Exercise material:
----------------

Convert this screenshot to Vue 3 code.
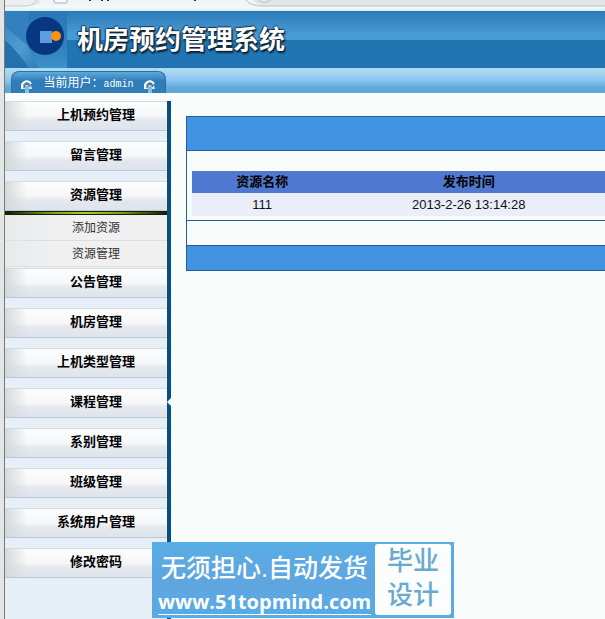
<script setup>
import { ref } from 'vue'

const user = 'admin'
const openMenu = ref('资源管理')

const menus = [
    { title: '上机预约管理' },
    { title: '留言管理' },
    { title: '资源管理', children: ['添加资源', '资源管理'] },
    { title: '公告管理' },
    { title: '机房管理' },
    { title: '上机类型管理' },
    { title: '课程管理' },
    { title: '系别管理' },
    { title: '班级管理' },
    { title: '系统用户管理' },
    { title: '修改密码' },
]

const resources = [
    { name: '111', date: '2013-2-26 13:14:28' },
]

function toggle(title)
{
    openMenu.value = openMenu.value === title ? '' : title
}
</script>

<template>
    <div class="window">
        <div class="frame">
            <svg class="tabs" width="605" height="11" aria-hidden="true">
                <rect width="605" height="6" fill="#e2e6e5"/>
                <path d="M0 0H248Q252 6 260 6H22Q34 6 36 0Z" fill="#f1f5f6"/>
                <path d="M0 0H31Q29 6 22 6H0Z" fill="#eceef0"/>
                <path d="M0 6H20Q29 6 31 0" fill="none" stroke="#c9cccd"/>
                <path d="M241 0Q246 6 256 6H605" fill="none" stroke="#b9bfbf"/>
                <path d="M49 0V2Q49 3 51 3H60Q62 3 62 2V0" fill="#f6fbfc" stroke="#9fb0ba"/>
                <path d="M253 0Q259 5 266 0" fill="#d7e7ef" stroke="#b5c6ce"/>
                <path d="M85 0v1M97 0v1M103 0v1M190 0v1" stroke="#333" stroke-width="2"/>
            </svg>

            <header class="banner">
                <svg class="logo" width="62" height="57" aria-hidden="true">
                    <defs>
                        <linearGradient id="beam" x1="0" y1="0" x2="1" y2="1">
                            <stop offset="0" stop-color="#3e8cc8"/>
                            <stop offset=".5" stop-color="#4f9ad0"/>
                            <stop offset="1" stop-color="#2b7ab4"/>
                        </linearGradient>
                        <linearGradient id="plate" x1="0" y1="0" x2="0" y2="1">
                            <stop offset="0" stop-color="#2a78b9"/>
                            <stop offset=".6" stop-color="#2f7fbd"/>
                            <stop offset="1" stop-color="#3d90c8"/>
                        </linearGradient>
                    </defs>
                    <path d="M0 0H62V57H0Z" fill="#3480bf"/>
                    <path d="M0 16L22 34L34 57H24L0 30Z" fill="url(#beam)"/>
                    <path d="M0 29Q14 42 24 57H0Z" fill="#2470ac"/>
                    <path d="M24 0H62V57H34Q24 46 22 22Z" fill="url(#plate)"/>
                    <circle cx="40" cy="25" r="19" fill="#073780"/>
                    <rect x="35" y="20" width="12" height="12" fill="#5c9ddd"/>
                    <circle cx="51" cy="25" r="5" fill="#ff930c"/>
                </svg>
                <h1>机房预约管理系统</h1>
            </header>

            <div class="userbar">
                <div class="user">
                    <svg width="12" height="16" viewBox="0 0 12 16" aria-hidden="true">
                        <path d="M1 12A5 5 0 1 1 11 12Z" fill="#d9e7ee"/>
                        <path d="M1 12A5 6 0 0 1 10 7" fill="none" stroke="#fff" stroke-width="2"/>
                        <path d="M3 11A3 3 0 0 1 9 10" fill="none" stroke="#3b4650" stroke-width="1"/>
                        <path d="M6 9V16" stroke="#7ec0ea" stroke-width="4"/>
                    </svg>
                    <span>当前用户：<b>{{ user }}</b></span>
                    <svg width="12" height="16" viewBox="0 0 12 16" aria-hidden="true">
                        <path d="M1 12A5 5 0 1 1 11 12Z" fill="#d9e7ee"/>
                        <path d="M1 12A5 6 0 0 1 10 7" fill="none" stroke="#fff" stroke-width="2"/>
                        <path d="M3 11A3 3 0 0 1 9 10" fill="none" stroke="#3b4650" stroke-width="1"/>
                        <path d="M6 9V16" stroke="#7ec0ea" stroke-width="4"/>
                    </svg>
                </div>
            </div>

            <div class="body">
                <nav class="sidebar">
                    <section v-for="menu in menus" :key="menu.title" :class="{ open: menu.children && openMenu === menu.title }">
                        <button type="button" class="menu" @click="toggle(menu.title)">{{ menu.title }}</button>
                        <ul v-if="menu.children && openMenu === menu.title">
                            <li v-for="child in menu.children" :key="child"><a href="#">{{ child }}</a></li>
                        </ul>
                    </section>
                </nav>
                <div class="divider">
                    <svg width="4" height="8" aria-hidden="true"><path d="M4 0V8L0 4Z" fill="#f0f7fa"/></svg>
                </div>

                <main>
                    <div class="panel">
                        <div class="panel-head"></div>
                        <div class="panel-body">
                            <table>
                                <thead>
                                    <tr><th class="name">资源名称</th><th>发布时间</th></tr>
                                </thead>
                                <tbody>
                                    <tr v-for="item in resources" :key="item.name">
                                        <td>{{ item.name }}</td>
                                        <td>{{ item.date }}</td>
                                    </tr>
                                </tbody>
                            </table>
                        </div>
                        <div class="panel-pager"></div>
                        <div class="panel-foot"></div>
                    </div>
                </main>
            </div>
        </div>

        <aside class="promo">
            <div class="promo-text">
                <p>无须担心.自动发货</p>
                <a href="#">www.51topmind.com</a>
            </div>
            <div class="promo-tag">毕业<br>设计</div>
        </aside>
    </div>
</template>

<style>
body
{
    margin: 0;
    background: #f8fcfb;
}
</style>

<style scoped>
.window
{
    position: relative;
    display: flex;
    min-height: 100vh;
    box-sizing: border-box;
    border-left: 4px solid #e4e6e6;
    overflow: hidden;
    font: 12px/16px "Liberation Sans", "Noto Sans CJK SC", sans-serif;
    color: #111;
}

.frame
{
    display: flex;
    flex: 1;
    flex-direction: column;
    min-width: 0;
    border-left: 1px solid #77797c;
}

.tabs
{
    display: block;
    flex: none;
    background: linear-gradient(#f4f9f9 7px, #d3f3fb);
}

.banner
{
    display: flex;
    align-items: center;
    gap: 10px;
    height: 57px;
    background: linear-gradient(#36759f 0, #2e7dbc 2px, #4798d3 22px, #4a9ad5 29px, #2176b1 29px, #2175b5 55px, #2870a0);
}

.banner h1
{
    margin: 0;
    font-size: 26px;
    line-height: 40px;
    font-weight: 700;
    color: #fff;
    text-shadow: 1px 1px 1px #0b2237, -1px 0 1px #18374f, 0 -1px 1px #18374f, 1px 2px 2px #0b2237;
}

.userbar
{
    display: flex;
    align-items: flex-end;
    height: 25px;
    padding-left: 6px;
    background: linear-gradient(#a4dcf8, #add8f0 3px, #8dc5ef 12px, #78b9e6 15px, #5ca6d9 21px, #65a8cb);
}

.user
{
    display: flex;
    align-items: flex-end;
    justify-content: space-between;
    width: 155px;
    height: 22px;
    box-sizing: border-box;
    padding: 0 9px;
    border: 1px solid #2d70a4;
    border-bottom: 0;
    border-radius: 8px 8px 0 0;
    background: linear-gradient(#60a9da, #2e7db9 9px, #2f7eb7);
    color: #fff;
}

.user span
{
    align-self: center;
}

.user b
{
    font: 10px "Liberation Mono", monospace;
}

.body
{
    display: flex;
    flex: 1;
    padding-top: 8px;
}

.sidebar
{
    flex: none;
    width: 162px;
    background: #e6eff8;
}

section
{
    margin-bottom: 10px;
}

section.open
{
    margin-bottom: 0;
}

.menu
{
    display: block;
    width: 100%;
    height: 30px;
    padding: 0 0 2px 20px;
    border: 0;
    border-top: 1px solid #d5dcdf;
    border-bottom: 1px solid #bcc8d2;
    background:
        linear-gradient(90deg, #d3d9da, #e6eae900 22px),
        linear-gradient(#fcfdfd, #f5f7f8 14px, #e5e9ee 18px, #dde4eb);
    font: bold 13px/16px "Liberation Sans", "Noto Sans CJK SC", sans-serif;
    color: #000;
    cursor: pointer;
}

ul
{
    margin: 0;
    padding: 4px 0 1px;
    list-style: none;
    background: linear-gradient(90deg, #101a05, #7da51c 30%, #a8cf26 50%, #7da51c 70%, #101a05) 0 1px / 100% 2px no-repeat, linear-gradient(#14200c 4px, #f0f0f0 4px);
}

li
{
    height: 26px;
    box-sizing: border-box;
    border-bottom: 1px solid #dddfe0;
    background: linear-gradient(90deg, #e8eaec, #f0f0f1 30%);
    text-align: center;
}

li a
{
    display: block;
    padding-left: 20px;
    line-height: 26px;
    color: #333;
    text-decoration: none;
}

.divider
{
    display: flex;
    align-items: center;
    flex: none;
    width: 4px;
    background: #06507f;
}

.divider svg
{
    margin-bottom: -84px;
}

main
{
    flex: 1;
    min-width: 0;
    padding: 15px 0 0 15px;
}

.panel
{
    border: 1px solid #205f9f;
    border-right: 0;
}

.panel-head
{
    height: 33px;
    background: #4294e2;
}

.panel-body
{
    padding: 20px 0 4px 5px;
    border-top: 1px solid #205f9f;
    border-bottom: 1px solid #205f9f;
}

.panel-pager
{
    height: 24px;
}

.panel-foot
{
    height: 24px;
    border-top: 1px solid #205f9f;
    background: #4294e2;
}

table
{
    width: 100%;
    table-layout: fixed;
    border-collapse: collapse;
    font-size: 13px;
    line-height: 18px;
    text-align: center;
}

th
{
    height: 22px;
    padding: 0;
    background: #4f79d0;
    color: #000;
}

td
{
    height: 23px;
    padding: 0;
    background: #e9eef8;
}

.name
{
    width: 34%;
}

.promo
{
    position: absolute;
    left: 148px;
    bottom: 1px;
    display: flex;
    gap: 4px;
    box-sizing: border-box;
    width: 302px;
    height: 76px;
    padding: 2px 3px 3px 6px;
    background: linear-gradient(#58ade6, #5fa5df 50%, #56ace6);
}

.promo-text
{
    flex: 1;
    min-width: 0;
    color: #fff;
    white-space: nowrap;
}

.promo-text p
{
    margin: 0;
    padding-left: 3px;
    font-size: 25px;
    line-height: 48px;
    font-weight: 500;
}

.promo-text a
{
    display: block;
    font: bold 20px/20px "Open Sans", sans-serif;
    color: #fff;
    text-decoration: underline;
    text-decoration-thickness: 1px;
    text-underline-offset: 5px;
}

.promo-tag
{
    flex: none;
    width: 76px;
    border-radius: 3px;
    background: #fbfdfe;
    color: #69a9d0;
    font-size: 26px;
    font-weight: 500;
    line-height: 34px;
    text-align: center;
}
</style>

----------------

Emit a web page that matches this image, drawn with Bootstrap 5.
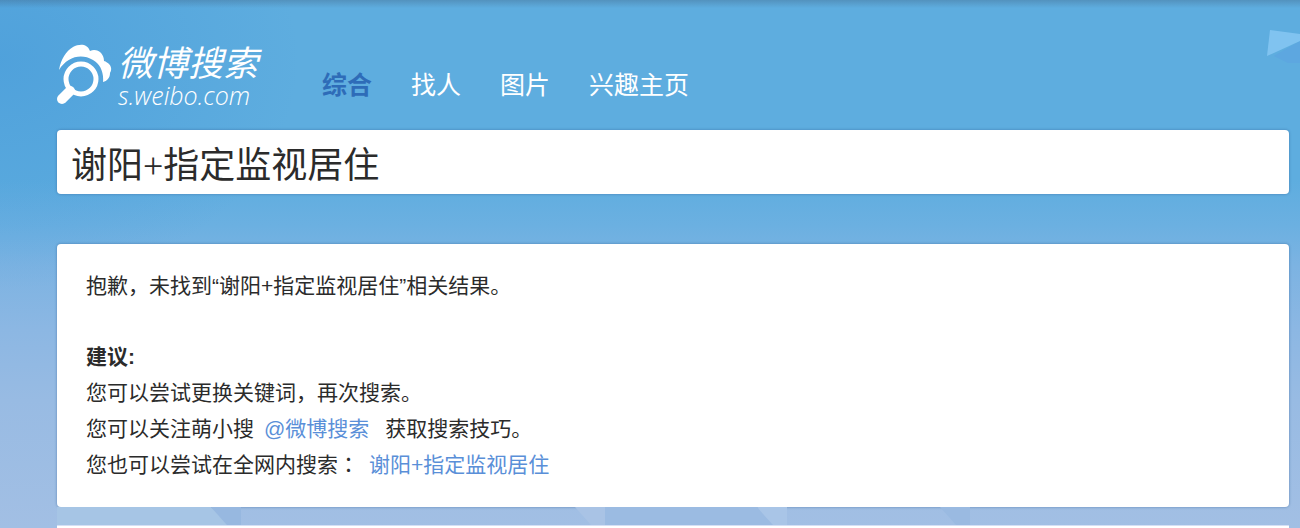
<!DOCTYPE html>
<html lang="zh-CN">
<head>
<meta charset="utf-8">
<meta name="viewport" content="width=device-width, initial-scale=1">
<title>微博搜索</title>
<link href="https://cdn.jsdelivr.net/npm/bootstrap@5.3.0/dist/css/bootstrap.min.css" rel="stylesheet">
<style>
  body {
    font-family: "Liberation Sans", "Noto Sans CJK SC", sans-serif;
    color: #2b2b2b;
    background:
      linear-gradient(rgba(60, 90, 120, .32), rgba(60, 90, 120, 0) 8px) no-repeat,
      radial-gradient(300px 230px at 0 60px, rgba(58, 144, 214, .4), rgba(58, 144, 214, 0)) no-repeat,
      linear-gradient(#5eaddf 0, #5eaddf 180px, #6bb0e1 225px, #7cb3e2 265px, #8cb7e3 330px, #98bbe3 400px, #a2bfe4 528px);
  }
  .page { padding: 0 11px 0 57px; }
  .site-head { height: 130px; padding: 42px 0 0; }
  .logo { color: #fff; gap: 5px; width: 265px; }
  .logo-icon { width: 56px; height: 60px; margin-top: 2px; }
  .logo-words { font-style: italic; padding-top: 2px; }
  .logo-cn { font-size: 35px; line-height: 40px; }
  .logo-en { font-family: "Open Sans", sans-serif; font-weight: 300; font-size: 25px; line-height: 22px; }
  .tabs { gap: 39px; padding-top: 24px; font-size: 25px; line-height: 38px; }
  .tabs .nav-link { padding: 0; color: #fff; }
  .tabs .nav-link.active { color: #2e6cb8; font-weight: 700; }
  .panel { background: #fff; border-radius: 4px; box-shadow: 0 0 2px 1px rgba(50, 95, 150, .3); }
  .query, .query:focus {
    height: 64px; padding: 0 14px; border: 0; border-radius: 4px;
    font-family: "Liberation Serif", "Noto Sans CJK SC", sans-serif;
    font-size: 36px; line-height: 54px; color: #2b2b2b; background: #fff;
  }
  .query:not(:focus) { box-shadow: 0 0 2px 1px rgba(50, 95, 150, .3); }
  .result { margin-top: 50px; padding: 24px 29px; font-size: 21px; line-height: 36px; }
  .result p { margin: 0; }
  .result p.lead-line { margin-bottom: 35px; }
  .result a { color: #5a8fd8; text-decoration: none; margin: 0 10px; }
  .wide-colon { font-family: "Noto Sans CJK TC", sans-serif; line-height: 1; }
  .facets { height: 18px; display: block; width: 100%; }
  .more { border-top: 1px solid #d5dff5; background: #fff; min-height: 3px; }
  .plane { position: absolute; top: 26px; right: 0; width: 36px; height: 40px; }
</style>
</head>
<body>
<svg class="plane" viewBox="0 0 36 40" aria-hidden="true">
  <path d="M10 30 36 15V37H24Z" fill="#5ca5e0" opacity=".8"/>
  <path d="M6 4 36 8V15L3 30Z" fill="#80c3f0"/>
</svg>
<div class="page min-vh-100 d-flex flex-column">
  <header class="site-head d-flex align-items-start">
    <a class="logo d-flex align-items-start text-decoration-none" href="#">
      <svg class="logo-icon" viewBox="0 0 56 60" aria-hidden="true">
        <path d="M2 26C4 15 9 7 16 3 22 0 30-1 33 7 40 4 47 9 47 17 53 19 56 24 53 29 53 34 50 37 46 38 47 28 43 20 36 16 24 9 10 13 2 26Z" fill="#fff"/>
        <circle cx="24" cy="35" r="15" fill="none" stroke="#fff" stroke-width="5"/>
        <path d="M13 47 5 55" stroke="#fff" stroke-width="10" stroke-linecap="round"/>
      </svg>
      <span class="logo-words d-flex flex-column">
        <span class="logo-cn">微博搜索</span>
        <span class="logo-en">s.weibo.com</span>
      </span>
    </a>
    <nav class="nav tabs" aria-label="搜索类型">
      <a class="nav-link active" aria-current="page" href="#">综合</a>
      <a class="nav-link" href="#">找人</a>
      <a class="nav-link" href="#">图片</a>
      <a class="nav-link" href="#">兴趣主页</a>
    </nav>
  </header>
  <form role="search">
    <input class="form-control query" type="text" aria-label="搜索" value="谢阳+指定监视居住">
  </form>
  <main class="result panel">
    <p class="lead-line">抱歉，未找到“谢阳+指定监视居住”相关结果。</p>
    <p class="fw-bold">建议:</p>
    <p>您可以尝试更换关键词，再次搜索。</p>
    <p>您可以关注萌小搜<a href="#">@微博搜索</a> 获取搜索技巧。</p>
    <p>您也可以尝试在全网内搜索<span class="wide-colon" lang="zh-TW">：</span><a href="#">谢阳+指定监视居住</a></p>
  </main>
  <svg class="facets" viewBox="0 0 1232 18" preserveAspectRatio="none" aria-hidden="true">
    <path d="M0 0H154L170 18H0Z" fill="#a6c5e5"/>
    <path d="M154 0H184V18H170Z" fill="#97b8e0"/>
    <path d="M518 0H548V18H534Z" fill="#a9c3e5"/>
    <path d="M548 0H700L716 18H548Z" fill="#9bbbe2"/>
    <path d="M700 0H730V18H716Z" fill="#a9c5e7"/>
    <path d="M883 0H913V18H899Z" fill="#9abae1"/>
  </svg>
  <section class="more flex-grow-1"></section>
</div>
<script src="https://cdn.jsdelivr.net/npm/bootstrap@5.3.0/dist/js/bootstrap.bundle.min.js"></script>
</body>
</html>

----------------

Exercise directions: From the listing above, copy every line that includes the word "this".

Response below:
Convert this screenshot to Vue 3 code.
Emit a web page that matches this image, drawn with Bootstrap 5.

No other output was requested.